At the same time, war, no matter how it starts, would be portrayed in the international media as a vicious attack by Israel on helpless Lebanese, Gazans, and others. The international anti-Israel conspiracy – there is no other expression that adequately describes the coalition of organizations dedicated to the extirpation of the Jewish state from the world – will launch a coordinated antisemitic campaign throughout the world. This isn’t speculation: we’ve seen it in action every time Israel has acted to defend herself against rocket attacks from Gaza. The objective will be to pressure the international community to prevent an Israeli victory and allow our enemies to prepare for the next round.

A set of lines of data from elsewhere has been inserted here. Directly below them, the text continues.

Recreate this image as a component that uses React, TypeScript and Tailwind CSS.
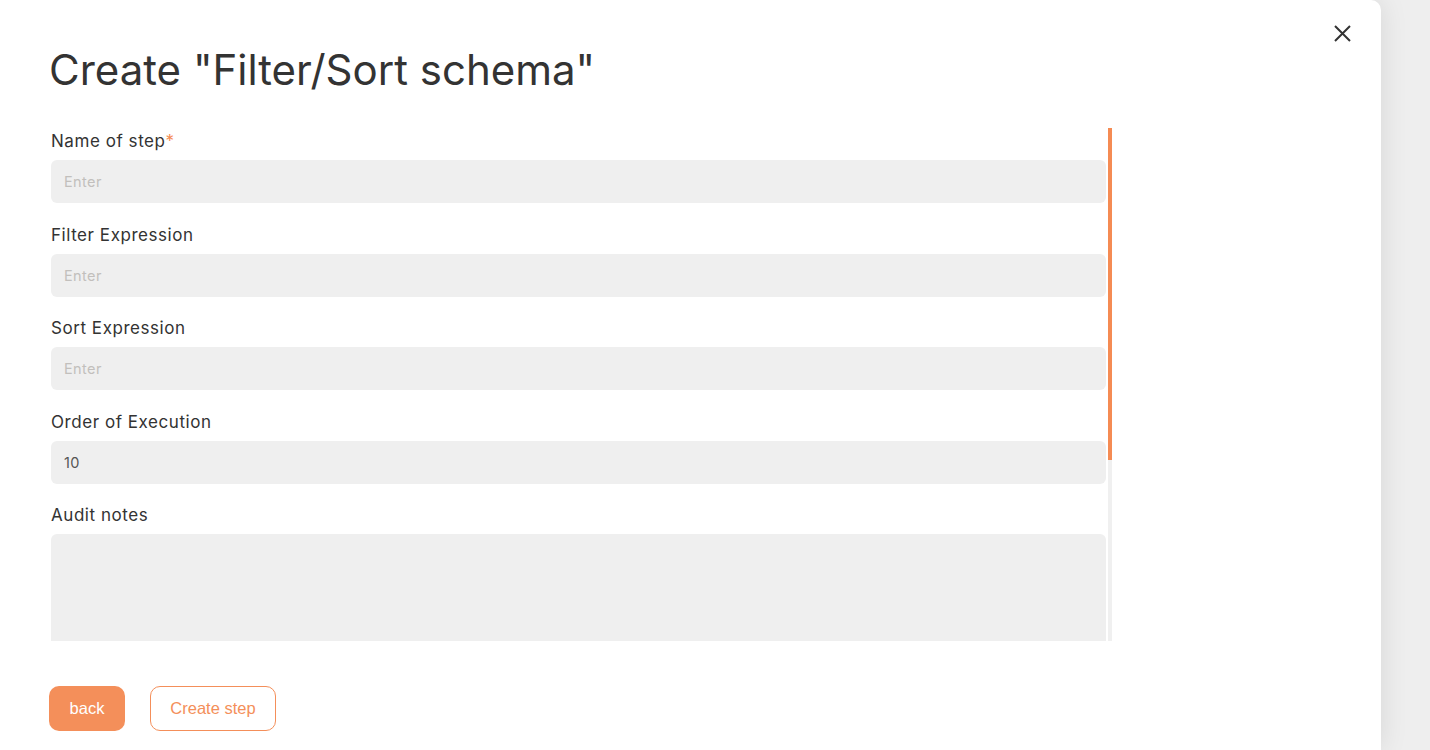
import React from 'react';

const fields = [
  { label: 'Name of step', required: true, placeholder: 'Enter', value: '' },
  { label: 'Filter Expression', placeholder: 'Enter', value: '' },
  { label: 'Sort Expression', placeholder: 'Enter', value: '' },
  { label: 'Order of Execution', placeholder: 'Enter', value: '10' },
];

const font = { fontFamily: 'Inter, "Open Sans", sans-serif' };

const App = () => {
  return (
    <div className="flex h-[750px] w-[1430px] overflow-hidden bg-[#eeeeee]">
      <div
        className="relative flex h-full w-[1381px] flex-col rounded-tr-[10px] bg-white text-[#333333] shadow-[0_0_28px_rgba(0,0,0,0.10)]"
        style={font}
      >
        <button className="absolute left-[1333px] top-[24px] text-[#333333]">
          <svg width="19" height="19" viewBox="0 0 19 19" fill="none" stroke="currentColor" strokeWidth="2">
            <path d="M2 2 L17 17 M17 2 L2 17" />
          </svg>
        </button>

        <h1 className="ml-[49px] mt-[46px] text-[42px] leading-[48px] font-normal">
          Create "Filter/Sort schema"
        </h1>

        {/* form area with its slim scroll bar */}
        <div className="ml-[51px] mt-[34px] flex h-[513px] w-[1061px] gap-[2px]">
          <div className="flex-1 overflow-hidden">
            <div className="flex flex-col gap-[19.5px] pt-[1px]">
              {fields.map((f) => (
                <div key={f.label} className="flex flex-col gap-[7px]">
                  <label className="text-[17px] leading-[24px] tracking-[0.55px]">
                    {f.label}
                    {f.required && <span className="text-[#f58b53]">*</span>}
                  </label>
                  <input
                    readOnly
                    value={f.value}
                    placeholder={f.placeholder}
                    className="h-[43px] w-full rounded-[6px] bg-[#efefef] px-[13px] text-[14.5px] tracking-[0.4px] text-[#555555] outline-none placeholder:text-[#c2bfbc]"
                  />
                </div>
              ))}
              <div className="flex flex-col gap-[7px]">
                <label className="text-[17px] leading-[24px] tracking-[0.55px]">Audit notes</label>
                <textarea
                  readOnly
                  className="h-[270px] w-full resize-none rounded-[6px] bg-[#efefef] px-[13px] py-[10px] text-[14px] outline-none"
                />
              </div>
            </div>
          </div>
          <div className="flex w-[4px] flex-col bg-[#f0f0f0]">
            <div className="h-[332px] w-full bg-[#f58b53]" />
          </div>
        </div>

        <div className="ml-[49px] mt-[45px] flex gap-[25px]" style={{ fontFamily: '"Liberation Sans", Arial, sans-serif' }}>
          <button className="h-[45px] w-[76px] rounded-[10px] bg-[#f48f5a] text-[16.5px] text-white">back</button>
          <button className="h-[45px] w-[126px] rounded-[10px] border border-[#f48f5a] bg-white text-[16.5px] text-[#f48f5a]">
            Create step
          </button>
        </div>
      </div>
    </div>
  );
};

export default App;
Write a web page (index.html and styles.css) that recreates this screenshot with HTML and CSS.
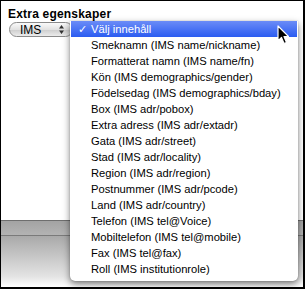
FILE: index.html
```html
<!DOCTYPE html>
<html lang="sv">
<head>
  <meta charset="UTF-8" />
  <title>Extra egenskaper</title>
  <link rel="stylesheet" href="styles.css">
</head>
<body>
<div class="frame">
  <div class="content">
    <h3 class="title">Extra egenskaper</h3>
    <div class="select">
      <span class="select-label">IMS</span>
      <svg class="select-arrows" width="5" height="9" viewBox="0 0 5 9">
        <path d="M2.5 0 L5 3.5 L0 3.5 Z M2.5 9 L5 5.5 L0 5.5 Z" fill="#333"/>
      </svg>
    </div>
  </div>
  <div class="bottom-bar">
    <div class="bar-strip"></div>
    <div class="bar-fade"></div>
  </div>

  <ul class="menu">
    <li class="menu-item selected"><span class="check">✓</span>Välj innehåll</li>
    <li class="menu-item">Smeknamn (IMS name/nickname)</li>
    <li class="menu-item">Formatterat namn (IMS name/fn)</li>
    <li class="menu-item">Kön (IMS demographics/gender)</li>
    <li class="menu-item">Födelsedag (IMS demographics/bday)</li>
    <li class="menu-item">Box (IMS adr/pobox)</li>
    <li class="menu-item">Extra adress (IMS adr/extadr)</li>
    <li class="menu-item">Gata (IMS adr/street)</li>
    <li class="menu-item">Stad (IMS adr/locality)</li>
    <li class="menu-item">Region (IMS adr/region)</li>
    <li class="menu-item">Postnummer (IMS adr/pcode)</li>
    <li class="menu-item">Land (IMS adr/country)</li>
    <li class="menu-item">Telefon (IMS tel@Voice)</li>
    <li class="menu-item">Mobiltelefon (IMS tel@mobile)</li>
    <li class="menu-item">Fax (IMS tel@fax)</li>
    <li class="menu-item">Roll (IMS institutionrole)</li>
  </ul>

  <svg class="cursor" width="13" height="20" viewBox="0 0 13 20">
    <path d="M1 1 L1 16 L4.5 12.5 L7 18.5 L9.5 17.5 L7 11.5 L11.5 11.5 Z" fill="#000" stroke="#fff" stroke-width="1.2" stroke-linejoin="round"/>
  </svg>
</div>
</body>
</html>
```

FILE: styles.css
```css
body {
  margin: 0;
  font-family: "Liberation Sans", Arial, sans-serif;
  background-color: #fff;
  color: #000;
}
.frame {
  position: relative;
  width: 305px;
  height: 289px;
  box-sizing: border-box;
  border: 1px solid #000;
  border-right-width: 2px;
  border-bottom-width: 2px;
  display: flex;
  flex-direction: column;
  overflow: hidden;
}
.content {
  flex: 1;
  padding: 0 7px;
}
.title {
  margin: 6px 0 1px;
  font-size: 12px;
  line-height: 14px;
  font-weight: bold;
  letter-spacing: 0.2px;
}
.select {
  display: flex;
  align-items: center;
  justify-content: space-between;
  width: 64px;
  height: 15px;
  margin-left: 1px;
  padding: 0 8px 0 10px;
  box-sizing: border-box;
  border: 1px solid #8a8a8a;
  border-radius: 8px;
  background: linear-gradient(#fafafa, #e2e2e2 50%, #cfcfcf 55%, #ececec);
  font-size: 12px;
}
.select-arrows {
  display: block;
}
.bottom-bar {
  height: 67px;
  display: flex;
  flex-direction: column;
}
.bar-strip {
  height: 14px;
  border-top: 1px solid #6e6e6e;
  border-bottom: 1px solid #7a7a7a;
  background: linear-gradient(#a3a3a3, #b3b3b3);
}
.bar-fade {
  flex: 1;
  background: linear-gradient(#a9a9a9, #e4e4e4 80%, #fff);
}
.menu {
  position: absolute;
  left: 69px;
  top: 20px;
  width: 228px;
  margin: 0;
  padding: 0 0 4px;
  list-style: none;
  background-color: #fff;
  border-radius: 0 0 5px 5px;
  box-shadow: 0 3px 7px rgba(0, 0, 0, 0.5), 0 0 1px rgba(0, 0, 0, 0.4);
}
.menu-item {
  position: relative;
  height: 16px;
  line-height: 16px;
  padding-left: 21px;
  font-size: 11.2px;
  white-space: nowrap;
}
.menu-item.selected {
  margin: 0 1px;
  padding-left: 20px;
  color: #fff;
  background: linear-gradient(#6b8cf7, #2b5cf1);
}
.check {
  position: absolute;
  left: 7px;
  top: 0;
}
.cursor {
  position: absolute;
  left: 276px;
  top: 24px;
}
```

I expect that the Biden Administration, like that of Barack Obama, will try to embargo shipments of essential weapons and ammunition to Israel. I believe that the overall climate in the administration and Congress is more anti-Israel today than in the days of Obama, although they have tried to avoid direct public confrontations so far.

What, then, is the best strategy for Israel in this situation?

Can we avoid war by appeasement? We can only delay it. The Iranian leaders do not want a conventional war at this time; the regime prefers to wait until it has prepared its nuclear shield. Once it is in place, it can unleash Hezbollah against Israel while deterring us from retaliating directly against them.

But even without war, a nuclear Iran would be disastrous for Israel. Iran would proceed to establish a sphere of influence over the entire region. It would gain economic and political power. The regime could demand concessions from Israel – a Palestinian capital in Jerusalem, prisoner releases, withdrawal from all or part of Judea and Samaria, an airport in Gaza – and Israel, without allies, would be forced to comply. Each time, the alternative would be war; conventional war, but backed by a nuclear threat.

Little by little our sovereignty would evaporate, foreign investment and trade would dry up, Israelis with foreign passports would leave – and then there would be more demands. It would not be as dramatic as nuclear bombs on Tel Aviv, but just as final.

Israel needs to act soon, and with overwhelming force, against both Iran and Hezbollah simultaneously, in order to prevent massive damage on our home front. Their military capabilities and leadership must be destroyed, and very quickly, before they can strike back and before the US and Europe can intervene. I am talking about a few days, not weeks. It might be that the only way to do that is with unconventional weapons. We need to be prepared to use them.

I understand that this is a drastic proposal. Do you have a better one?